Open TS-CUBED opened 8 months ago
Currently, units and dimensions are ordered alphabetically (by their full name, i.e., m
comes before N
because Meter
comes before Newton
alphabetically). This order is used in the internal representation, not just for printing. In my opinion, we should not change the internal representation (it might break code that relies on it), but we could re-order the units for printing.
However, I am not familiar with the conventions you mentioned (MLT, FLT). Does MLT mean that the dimensions are printed in this order? Currently they are not (𝐋
comes before 𝐌
):
julia> dimension(u"N*m")
𝐋^2 𝐌 𝐓^-2
I don't know if there is a hard "law" for it. But in my experience the composed units are always presented in the MLT or FLT order:
N = kg m s^-2 J = N m = kg m^2 s^-2 W = N m s^-1 = kg m^2 s^-3
In any case the standard units for torque are all in the order [FL]: SI: Nm, US: lbf ft, lbf in, ...
Interestingly, your alphabetic ordering works out nicely in most other cases :-)
BTW: the situation is not made easier by naming common unit combinations in the LMT order, e.g., CGS or MKS (but those are all over the place with their capitalisation anyway).

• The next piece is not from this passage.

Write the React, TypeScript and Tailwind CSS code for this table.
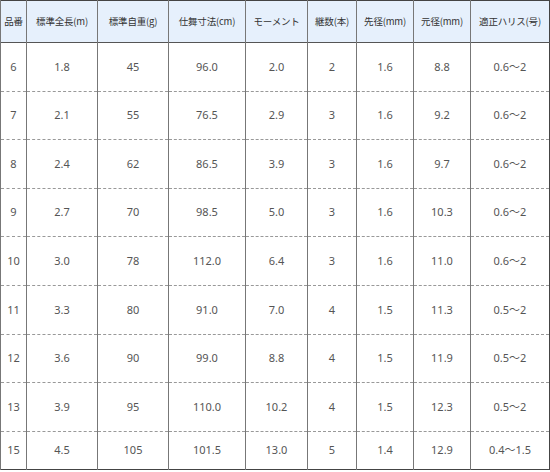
const headers = [
  { label: "品番", w: "w-[26px]" },
  { label: "標準全長(m)", w: "w-[71px]" },
  { label: "標準自重(g)", w: "w-[71px]" },
  { label: "仕舞寸法(cm)", w: "w-[77px]" },
  { label: "モーメント", w: "w-[62px]" },
  { label: "継数(本)", w: "w-[49px]" },
  { label: "先径(mm)", w: "w-[57px]" },
  { label: "元径(mm)", w: "w-[57px]" },
  { label: "適正ハリス(号)", w: "w-[79px]" },
];

const rows = [
  ["6", "1.8", "45", "96.0", "2.0", "2", "1.6", "8.8", "0.6〜2"],
  ["7", "2.1", "55", "76.5", "2.9", "3", "1.6", "9.2", "0.6〜2"],
  ["8", "2.4", "62", "86.5", "3.9", "3", "1.6", "9.7", "0.6〜2"],
  ["9", "2.7", "70", "98.5", "5.0", "3", "1.6", "10.3", "0.6〜2"],
  ["10", "3.0", "78", "112.0", "6.4", "3", "1.6", "11.0", "0.6〜2"],
  ["11", "3.3", "80", "91.0", "7.0", "4", "1.5", "11.3", "0.5〜2"],
  ["12", "3.6", "90", "99.0", "8.8", "4", "1.5", "11.9", "0.5〜2"],
  ["13", "3.9", "95", "110.0", "10.2", "4", "1.5", "12.3", "0.5〜2"],
  ["15", "4.5", "105", "101.5", "13.0", "5", "1.4", "12.9", "0.4〜1.5"],
];

export default function App() {
  return (
    <div className="w-[550px] h-[472px] bg-white overflow-hidden">
      <table
        className="w-[550px] table-fixed border-collapse border border-[#444] text-center"
        style={{ fontFamily: '"Noto Sans", "Noto Sans CJK JP", sans-serif' }}
      >
        <thead>
          <tr className="h-[42px] bg-[#e6f0fc] border-b border-[#555]">
            {headers.map((h) => (
              <th
                key={h.label}
                className={`${h.w} border-l border-[#777] p-0 font-normal text-[9.5px] text-[#333] whitespace-nowrap tracking-[-0.2px]`}
                style={{ fontFamily: '"Noto Sans CJK JP", sans-serif' }}
              >
                {h.label}
              </th>
            ))}
          </tr>
        </thead>
        <tbody>
          {rows.map((r, i) => (
            <tr
              key={r[0]}
              className={`${i === rows.length - 1 ? "h-[38px]" : "h-[48.6px] border-b border-dashed border-[#999]"}`}
            >
              {r.map((c, j) => (
                <td
                  key={j}
                  className="border-l border-[#777] p-0 text-[11px] text-[#555] whitespace-nowrap"
                >
                  {c}
                </td>
              ))}
            </tr>
          ))}
        </tbody>
      </table>
    </div>
  );
}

Just checked in Matlab, and it's correct there (let's not dwell on the many rendering issues that violate engineering standards in that screenshot for the moment: upright for variables, italic for units? Should be the other way round, and definitely not mixed as in N and kg. Omitting the quantity just because its 1? Very questionable. Unitful and Latexify are much better there!):
In the case of Nm vs mN, the problem is also, that the space between the m and the N is too small to prevent my students to read it as milli-Newton :-)
Unitful seems to follow the ordering of dimensions in the MLT system, but if forces are defined in Newton it does not follow the order of the FLT convention.